Getting in touch with her 'inner Latina' meant picking up the rhythm of the culture - literally. Although Messing says she faked the Salsa dancing in the film's last scene, her co-star Elizabeth Pena says she's actually very good at it. "I have a little bounce on my hips." joked Messing. "By the end, the cultural difference just became irrelevant. I think that, for me, was what I came away from the movie feeling is that at first it’s just so present and by the end you realize, 'Oh, we’re all the same.

It’s just about family, you know? The larger themes sort of rise to the top."

Messing also picked up some new swear words. "It’s official, it’s going to get [out], my mother’s going to be so proud," said Messing when asked about the rumor she used language on the set that would have embarrassed a sailor. "Okay, I will be forthcoming. Yes, I did have a potty mouth but it was in an attempt to fit in. I was the outsider. Everybody else including [Elizabeth Pena] had the most filthy mouth, had told the dirtiest possible stories and jokes I’d ever heard in my entire life, and I was the little nerdy white girl on the outside. And I was like, 'Okay, I could hang.' And so I did my little F-bombs and some other stories, and I think I just shocked the crap out of everybody."

Messing's Jewish but she can relate to this Christmas-y film's themes. "I think there is something universal, and I think it is wonderful that you can go to this movie and you can say it’s about an American family who happens to be Latino. And in my case, you know, every time the holidays come around it’s almost like you have amnesia. It’s like, 'Oh my gosh, it’s just beautiful and it’s happy and it’s peaceful and this is the time when the family’s supposed to come together and sing Kumbaya and catch up with the year and love each other.' But there's always a little anxiety, there's always a little dread. There's always hope, but then it goes south and then drama happens. It’s like, 'When you were seven years old you did this to me…,' and, you know, the things come out. But then, at the end of the day, it’s your family and you want to do it all over again next year. So I think it doesn’t matter what culture or what religion you're in."

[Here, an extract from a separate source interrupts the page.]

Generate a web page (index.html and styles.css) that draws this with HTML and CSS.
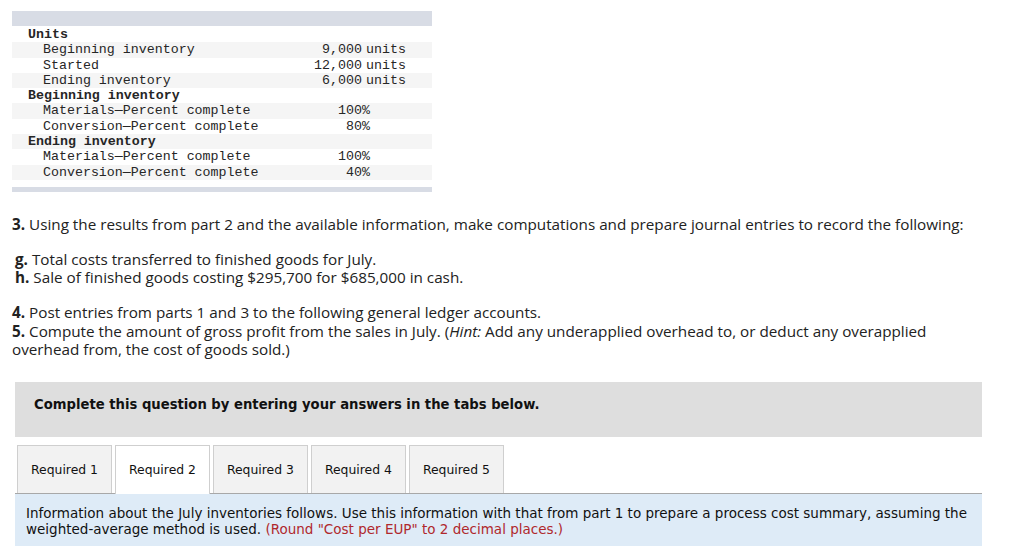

Messing and the cast bonded so well that even when the cameras stopped rolling, the cast continued to act as though they were one big, happy family. "We didn’t leave the table; we didn't leave the set. We were laughing," recalled Messing. "I thought my family was loud and boisterous… The first day I literally was like, 'Okay, I can't hear! I can't hear and everyone is talking so loud!' And I'm like, 'Okay, this is going to go down at some point,' - and it never did."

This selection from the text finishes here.